DESCRIPTION OF THE TASK: Identify all lines below that hold "styles" and collect them.

EXCERPTED RECORDS:
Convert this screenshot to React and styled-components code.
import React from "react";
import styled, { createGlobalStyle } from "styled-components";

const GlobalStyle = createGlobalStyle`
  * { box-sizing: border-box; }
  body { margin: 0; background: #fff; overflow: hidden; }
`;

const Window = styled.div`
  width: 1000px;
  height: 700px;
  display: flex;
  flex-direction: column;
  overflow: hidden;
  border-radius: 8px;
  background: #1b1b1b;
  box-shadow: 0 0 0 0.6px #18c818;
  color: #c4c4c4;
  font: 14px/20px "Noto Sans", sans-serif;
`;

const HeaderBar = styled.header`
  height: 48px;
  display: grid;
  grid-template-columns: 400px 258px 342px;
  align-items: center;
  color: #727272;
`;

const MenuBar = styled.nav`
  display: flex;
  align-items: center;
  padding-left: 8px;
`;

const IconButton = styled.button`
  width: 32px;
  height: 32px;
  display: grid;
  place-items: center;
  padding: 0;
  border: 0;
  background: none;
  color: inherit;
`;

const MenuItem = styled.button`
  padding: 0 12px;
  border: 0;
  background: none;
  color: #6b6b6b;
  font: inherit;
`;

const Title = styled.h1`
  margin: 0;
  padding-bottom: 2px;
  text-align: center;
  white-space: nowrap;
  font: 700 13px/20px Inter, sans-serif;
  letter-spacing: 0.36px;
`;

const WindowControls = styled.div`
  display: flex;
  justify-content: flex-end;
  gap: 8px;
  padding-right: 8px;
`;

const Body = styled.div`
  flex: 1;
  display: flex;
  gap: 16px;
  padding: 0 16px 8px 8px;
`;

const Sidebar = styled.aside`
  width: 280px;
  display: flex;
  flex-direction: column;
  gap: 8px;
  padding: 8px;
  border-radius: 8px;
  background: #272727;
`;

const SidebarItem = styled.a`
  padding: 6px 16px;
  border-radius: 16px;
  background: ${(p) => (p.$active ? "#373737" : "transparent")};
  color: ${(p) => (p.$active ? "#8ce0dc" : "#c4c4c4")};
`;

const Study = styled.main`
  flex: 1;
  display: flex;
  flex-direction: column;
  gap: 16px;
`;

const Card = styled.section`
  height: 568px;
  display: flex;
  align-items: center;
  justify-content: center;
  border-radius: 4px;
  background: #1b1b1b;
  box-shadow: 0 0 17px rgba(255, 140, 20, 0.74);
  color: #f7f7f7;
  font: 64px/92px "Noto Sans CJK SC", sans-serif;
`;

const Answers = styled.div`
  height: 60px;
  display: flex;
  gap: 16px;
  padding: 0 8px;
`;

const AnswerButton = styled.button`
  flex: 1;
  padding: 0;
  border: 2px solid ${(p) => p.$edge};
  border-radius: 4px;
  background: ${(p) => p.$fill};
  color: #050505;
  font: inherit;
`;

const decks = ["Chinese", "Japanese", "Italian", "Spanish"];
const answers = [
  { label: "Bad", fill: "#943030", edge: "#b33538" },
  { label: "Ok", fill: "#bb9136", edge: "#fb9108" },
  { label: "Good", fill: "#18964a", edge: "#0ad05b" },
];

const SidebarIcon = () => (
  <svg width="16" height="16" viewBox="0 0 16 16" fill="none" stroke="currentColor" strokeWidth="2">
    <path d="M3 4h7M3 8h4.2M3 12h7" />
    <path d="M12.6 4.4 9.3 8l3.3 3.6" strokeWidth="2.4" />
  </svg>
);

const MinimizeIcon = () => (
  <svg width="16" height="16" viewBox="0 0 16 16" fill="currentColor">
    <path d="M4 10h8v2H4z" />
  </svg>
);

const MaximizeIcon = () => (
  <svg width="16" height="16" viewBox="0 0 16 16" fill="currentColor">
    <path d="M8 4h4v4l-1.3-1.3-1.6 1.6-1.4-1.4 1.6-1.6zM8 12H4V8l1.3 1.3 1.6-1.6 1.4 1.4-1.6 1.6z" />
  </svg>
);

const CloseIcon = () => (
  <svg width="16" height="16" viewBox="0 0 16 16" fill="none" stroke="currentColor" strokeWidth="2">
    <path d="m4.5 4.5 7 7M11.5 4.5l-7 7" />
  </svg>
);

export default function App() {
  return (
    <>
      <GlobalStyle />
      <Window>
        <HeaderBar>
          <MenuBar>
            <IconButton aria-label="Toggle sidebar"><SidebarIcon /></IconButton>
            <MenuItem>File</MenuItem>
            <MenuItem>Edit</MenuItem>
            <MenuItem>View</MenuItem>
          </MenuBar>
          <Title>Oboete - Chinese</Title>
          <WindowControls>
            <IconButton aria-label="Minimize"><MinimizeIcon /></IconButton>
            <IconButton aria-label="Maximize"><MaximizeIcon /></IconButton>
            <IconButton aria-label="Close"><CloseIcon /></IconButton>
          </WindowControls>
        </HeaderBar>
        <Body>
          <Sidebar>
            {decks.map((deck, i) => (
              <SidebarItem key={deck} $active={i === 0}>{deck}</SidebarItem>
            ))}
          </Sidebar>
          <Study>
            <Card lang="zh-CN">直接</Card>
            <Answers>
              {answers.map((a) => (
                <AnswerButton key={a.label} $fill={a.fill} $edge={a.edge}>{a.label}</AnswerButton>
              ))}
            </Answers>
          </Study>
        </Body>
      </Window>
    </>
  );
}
* * *
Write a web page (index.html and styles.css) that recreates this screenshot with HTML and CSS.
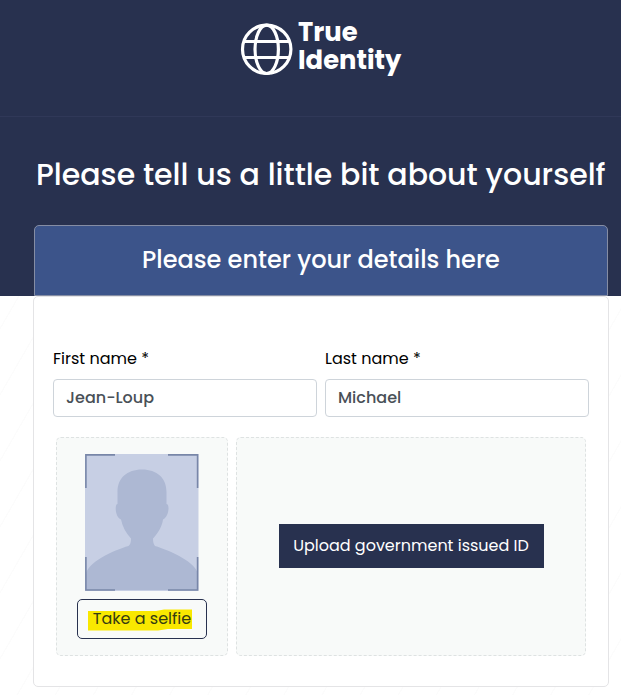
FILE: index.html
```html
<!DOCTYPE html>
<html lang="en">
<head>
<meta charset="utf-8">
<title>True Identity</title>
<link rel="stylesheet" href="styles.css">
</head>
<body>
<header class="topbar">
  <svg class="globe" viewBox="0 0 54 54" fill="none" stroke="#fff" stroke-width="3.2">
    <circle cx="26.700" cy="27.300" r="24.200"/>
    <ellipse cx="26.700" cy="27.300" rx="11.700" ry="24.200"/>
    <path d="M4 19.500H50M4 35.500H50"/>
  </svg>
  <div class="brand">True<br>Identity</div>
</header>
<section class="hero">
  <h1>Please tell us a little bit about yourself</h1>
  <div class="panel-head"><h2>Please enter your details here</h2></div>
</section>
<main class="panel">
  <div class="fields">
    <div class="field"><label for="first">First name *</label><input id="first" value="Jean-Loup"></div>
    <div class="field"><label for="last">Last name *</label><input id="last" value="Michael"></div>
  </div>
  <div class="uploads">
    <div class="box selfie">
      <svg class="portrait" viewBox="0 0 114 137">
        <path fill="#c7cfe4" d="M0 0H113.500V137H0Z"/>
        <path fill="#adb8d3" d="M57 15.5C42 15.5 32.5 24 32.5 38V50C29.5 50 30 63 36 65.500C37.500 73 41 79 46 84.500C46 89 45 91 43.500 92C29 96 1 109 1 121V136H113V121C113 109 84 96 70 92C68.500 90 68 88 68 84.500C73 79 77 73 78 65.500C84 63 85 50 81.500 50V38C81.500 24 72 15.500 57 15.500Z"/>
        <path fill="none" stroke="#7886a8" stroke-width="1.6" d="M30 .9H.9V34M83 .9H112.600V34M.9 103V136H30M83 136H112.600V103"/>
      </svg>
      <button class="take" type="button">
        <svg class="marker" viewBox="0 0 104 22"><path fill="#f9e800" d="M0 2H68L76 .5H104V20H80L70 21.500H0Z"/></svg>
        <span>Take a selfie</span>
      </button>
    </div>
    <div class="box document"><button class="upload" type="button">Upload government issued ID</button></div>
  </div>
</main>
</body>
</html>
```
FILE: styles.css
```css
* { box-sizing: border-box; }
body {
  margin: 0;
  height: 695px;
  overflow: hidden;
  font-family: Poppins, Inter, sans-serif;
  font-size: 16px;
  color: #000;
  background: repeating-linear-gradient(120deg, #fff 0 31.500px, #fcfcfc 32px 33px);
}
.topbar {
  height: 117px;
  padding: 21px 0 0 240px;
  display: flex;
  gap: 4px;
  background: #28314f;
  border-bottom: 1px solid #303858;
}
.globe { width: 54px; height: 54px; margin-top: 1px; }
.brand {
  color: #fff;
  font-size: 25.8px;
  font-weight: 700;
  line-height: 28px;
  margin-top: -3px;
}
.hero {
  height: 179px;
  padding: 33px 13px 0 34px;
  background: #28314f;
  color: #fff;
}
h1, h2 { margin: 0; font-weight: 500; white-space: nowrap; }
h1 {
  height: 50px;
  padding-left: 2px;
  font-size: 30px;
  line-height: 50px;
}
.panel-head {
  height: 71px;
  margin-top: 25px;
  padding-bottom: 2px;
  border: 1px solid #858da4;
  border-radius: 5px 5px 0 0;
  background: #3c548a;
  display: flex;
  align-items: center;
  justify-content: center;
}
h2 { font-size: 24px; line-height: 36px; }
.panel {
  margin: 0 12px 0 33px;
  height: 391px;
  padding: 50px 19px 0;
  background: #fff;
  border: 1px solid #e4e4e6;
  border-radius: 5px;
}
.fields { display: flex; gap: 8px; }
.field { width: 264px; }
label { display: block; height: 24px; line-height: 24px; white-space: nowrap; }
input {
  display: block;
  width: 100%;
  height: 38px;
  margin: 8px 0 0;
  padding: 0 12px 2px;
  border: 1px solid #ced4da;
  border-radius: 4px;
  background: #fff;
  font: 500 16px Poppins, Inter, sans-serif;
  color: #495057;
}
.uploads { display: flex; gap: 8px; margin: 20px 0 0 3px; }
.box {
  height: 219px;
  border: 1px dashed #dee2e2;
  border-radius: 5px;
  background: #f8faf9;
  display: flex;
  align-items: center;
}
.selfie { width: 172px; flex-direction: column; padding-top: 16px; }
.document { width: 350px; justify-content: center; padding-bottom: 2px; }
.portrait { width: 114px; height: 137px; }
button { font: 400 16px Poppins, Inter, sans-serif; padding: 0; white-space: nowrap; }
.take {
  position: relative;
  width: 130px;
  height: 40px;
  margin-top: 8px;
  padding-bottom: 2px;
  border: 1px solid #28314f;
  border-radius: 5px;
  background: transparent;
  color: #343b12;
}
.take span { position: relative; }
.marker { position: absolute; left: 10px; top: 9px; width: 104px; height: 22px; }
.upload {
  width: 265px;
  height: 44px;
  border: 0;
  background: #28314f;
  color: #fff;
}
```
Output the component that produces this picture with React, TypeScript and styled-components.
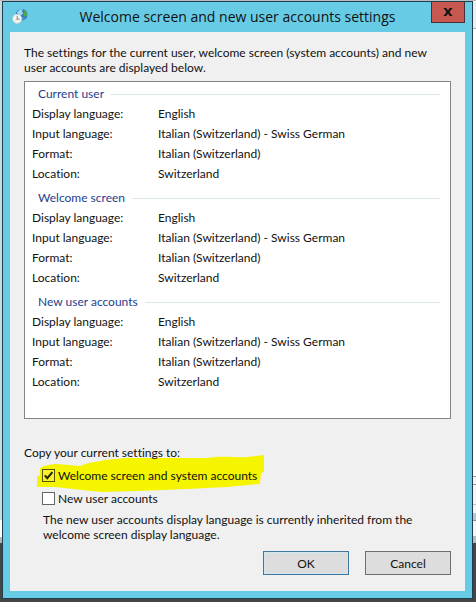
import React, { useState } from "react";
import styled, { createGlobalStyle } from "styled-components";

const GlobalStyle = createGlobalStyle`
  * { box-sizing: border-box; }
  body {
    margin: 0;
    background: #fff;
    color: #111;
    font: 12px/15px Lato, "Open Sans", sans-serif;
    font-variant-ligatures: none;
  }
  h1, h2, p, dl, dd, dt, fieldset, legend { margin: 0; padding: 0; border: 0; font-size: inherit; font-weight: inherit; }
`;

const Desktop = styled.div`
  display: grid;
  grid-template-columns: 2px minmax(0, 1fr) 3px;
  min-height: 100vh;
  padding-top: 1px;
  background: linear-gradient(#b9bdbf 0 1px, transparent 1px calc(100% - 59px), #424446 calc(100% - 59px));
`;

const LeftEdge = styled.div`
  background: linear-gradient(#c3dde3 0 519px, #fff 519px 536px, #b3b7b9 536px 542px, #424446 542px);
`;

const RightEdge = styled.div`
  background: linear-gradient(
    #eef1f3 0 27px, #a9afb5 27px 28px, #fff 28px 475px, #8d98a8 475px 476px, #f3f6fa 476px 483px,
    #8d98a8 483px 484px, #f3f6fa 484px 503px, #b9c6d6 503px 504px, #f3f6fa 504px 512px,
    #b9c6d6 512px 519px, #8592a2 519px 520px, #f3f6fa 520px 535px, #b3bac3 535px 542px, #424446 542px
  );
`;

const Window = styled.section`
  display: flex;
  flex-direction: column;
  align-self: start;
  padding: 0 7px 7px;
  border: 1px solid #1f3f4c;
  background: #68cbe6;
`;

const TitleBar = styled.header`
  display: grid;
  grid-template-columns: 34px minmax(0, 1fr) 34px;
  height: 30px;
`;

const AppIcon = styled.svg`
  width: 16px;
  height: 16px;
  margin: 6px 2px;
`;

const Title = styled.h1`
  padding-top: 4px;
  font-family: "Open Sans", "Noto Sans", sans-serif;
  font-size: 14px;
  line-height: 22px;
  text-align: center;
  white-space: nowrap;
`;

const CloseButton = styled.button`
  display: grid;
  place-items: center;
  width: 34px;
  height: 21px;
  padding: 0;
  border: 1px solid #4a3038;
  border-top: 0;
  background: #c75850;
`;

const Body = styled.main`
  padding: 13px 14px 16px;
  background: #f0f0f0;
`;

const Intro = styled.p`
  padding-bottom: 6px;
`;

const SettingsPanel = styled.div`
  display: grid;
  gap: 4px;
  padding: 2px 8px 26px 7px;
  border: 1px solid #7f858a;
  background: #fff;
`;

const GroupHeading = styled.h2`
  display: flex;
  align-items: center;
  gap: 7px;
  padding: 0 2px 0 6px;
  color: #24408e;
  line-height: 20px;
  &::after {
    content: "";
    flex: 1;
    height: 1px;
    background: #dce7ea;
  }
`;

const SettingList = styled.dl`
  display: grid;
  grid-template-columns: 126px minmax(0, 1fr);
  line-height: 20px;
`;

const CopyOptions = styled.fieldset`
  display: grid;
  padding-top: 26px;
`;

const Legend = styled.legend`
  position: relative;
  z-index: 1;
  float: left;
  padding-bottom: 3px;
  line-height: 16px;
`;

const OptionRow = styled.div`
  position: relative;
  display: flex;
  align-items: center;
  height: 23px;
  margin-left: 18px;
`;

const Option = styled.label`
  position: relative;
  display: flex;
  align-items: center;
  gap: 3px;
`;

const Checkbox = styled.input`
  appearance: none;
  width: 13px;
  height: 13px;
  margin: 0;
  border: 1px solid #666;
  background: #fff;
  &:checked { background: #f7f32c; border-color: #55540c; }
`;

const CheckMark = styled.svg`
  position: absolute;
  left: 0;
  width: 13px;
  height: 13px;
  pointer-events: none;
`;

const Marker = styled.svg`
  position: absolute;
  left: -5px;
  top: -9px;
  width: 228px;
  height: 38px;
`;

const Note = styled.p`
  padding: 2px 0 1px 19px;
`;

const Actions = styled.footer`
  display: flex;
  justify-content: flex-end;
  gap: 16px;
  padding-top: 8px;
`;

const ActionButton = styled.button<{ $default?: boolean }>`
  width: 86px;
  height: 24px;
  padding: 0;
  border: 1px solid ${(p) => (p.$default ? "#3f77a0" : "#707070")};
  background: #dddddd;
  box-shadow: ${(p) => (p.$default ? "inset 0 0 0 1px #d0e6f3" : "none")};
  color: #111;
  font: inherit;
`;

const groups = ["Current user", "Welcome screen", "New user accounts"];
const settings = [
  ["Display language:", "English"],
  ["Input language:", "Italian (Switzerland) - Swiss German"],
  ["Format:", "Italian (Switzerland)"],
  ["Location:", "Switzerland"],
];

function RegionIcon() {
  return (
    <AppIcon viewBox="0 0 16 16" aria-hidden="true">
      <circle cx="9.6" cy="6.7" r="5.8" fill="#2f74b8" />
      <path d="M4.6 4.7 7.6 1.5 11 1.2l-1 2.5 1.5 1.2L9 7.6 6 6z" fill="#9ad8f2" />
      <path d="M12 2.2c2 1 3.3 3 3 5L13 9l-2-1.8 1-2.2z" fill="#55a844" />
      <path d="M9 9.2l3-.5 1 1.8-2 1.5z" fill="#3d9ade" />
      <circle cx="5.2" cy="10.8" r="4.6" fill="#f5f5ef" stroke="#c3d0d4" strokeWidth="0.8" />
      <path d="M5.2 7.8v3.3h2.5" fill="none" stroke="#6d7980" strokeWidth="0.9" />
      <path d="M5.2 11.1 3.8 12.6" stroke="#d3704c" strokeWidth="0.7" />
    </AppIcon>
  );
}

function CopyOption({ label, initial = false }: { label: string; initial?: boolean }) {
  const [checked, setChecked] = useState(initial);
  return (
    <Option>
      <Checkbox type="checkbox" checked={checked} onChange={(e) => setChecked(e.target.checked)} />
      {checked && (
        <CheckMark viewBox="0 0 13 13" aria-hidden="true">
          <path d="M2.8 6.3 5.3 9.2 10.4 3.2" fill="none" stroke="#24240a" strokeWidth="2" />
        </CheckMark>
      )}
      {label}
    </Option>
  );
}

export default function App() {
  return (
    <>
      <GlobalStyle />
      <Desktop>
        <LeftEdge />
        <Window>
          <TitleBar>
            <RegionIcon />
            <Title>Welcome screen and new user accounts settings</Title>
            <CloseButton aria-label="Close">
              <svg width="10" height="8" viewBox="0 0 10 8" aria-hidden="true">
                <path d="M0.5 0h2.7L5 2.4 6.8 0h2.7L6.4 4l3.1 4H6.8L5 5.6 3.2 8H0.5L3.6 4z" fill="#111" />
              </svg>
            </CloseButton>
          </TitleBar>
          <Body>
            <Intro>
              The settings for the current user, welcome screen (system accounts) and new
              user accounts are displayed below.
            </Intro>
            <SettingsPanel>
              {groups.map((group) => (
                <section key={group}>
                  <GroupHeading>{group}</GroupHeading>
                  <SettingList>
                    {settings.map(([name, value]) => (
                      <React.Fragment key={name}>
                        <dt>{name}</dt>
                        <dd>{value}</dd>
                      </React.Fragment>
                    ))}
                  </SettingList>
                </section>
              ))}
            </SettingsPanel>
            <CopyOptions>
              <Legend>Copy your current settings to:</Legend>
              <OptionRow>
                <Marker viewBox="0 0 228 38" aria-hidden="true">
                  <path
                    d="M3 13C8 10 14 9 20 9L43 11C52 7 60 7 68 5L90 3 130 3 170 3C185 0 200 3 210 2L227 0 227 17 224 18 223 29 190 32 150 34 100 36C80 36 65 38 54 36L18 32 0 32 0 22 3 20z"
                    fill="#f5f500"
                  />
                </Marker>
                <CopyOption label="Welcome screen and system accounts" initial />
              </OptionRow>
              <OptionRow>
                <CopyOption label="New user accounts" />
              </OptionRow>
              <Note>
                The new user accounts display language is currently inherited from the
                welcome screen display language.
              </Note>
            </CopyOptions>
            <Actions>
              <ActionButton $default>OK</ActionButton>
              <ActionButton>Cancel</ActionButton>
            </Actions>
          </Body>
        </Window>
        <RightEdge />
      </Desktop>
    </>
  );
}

OUTPUT FOR THIS TASK:
Write a web page (index.html and styles.css) that recreates this screenshot with HTML and CSS.
<link rel="stylesheet" href="styles.css">
FILE: styles.css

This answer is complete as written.